Everything from the first line of the data below through the line that contains "const isCovered = (i: number): boolean" should be written out exactly, please, and nothing more; the pictures stay out.

* **MATERIAL PROVIDED**:
>> begin

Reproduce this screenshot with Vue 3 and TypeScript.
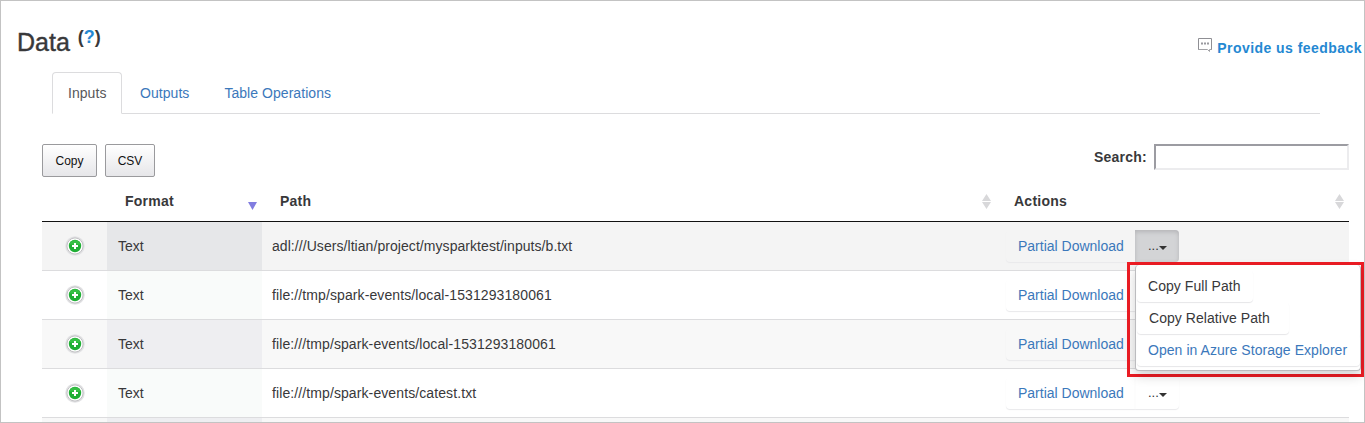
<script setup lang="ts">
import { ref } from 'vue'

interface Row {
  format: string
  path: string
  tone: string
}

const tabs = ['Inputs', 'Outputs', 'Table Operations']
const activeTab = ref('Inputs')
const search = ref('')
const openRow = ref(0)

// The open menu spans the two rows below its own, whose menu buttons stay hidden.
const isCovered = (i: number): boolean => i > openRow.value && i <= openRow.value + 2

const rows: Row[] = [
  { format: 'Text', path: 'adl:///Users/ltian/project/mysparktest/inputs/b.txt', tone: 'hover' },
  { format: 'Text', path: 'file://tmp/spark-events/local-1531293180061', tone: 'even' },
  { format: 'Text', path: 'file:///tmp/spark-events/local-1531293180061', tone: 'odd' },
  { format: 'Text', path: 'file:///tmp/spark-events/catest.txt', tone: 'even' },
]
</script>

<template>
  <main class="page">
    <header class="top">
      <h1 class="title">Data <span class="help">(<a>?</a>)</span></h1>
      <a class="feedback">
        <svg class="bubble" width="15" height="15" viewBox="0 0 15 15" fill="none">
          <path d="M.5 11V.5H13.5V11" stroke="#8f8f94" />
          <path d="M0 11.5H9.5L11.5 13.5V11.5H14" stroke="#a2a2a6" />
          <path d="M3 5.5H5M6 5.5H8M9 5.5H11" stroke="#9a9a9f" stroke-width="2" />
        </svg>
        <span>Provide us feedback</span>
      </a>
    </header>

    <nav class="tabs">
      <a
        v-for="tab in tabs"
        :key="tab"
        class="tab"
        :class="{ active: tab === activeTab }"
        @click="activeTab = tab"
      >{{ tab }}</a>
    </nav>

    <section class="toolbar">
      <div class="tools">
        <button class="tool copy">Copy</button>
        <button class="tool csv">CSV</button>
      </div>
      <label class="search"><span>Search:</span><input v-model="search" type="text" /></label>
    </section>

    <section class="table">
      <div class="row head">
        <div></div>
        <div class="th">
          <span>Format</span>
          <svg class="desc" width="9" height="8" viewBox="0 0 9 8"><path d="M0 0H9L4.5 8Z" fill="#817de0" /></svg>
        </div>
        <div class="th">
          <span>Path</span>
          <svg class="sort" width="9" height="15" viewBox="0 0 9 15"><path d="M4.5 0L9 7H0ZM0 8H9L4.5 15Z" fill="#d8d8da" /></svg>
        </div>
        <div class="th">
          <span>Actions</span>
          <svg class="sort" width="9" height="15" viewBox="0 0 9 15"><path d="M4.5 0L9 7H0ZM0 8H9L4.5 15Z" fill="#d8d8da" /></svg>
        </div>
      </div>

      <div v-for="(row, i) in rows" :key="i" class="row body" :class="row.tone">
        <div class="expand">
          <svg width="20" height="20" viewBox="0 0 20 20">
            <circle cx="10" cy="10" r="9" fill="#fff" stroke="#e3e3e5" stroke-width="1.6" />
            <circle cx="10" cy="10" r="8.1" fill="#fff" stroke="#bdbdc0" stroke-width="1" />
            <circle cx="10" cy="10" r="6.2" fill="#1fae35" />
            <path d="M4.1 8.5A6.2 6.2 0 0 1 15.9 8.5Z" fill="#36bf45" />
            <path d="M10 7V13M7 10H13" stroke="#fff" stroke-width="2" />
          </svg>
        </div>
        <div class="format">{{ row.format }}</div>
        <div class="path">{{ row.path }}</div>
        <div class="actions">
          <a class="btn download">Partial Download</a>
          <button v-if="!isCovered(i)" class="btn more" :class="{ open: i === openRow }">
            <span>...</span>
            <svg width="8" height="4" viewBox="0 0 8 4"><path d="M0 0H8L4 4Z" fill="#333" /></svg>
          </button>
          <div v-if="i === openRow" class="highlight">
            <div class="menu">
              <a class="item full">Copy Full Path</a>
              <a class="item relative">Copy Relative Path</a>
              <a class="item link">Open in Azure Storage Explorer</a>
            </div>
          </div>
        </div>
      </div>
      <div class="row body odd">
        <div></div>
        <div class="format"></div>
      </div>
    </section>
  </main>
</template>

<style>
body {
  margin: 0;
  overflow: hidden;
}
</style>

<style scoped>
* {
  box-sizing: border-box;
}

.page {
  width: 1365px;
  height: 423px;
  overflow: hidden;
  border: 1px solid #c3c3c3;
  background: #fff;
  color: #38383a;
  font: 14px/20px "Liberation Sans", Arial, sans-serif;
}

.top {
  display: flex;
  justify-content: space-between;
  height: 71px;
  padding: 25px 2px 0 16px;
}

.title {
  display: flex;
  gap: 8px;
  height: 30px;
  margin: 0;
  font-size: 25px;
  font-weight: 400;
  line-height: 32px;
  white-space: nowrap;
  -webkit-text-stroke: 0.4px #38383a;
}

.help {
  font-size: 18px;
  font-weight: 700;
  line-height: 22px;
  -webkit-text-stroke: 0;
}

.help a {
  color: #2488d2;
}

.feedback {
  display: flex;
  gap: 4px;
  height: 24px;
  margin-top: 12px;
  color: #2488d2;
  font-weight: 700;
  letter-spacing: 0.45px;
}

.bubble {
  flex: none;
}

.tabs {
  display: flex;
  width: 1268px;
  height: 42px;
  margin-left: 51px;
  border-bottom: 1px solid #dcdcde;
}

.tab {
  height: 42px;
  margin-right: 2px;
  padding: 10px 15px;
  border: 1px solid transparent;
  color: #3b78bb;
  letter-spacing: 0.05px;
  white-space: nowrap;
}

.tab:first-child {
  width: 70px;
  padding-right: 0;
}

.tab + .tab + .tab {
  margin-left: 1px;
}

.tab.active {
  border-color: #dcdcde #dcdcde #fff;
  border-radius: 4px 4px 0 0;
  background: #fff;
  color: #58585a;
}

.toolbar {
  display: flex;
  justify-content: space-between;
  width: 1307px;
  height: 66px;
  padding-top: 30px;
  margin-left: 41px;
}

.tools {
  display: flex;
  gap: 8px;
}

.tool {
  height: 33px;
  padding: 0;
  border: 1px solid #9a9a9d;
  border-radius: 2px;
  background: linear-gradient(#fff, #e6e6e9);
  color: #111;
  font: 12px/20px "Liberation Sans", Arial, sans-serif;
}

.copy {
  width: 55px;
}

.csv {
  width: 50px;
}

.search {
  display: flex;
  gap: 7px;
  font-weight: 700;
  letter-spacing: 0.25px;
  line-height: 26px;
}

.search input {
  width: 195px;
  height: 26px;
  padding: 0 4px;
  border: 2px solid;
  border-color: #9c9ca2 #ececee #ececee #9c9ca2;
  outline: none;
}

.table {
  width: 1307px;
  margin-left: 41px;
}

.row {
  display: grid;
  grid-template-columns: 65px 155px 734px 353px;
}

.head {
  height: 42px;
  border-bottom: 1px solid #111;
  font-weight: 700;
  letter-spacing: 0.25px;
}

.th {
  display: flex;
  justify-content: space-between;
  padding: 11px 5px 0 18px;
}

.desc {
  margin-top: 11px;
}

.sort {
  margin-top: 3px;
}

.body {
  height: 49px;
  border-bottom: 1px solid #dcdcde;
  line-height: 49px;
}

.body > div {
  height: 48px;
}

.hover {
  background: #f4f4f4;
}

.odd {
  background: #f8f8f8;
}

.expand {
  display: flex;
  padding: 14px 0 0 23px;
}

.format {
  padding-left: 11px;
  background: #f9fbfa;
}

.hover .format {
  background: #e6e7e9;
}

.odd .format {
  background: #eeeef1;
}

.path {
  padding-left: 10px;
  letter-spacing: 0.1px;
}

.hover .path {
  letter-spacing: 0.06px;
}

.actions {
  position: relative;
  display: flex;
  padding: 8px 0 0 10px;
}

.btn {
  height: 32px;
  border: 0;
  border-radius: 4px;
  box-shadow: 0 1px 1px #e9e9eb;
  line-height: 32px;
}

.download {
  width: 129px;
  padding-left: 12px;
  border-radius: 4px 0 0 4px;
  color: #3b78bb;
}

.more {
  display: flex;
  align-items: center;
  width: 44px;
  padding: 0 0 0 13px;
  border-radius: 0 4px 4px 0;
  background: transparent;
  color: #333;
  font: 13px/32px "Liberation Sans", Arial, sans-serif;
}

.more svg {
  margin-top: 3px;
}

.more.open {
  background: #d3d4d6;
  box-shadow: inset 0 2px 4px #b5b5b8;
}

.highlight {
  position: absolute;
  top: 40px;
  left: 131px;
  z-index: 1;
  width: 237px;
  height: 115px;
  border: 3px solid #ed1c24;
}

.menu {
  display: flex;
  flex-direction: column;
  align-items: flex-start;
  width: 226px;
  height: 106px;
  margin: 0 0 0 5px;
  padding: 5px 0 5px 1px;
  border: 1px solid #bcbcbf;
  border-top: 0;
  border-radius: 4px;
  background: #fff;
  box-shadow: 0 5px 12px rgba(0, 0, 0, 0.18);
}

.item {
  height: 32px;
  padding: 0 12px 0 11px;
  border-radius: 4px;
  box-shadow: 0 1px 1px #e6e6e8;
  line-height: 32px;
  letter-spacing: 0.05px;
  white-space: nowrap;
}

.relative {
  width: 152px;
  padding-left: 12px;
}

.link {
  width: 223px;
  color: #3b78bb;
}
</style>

>> end

* **RESPONSE TO THIS TASK**:
Reproduce this screenshot with Vue 3 and TypeScript.
<script setup lang="ts">
import { ref } from 'vue'

interface Row {
  format: string
  path: string
  tone: string
}

const tabs = ['Inputs', 'Outputs', 'Table Operations']
const activeTab = ref('Inputs')
const search = ref('')
const openRow = ref(0)

// The open menu spans the two rows below its own, whose menu buttons stay hidden.
const isCovered = (i: number): boolean => i > openRow.value && i <= openRow.value + 2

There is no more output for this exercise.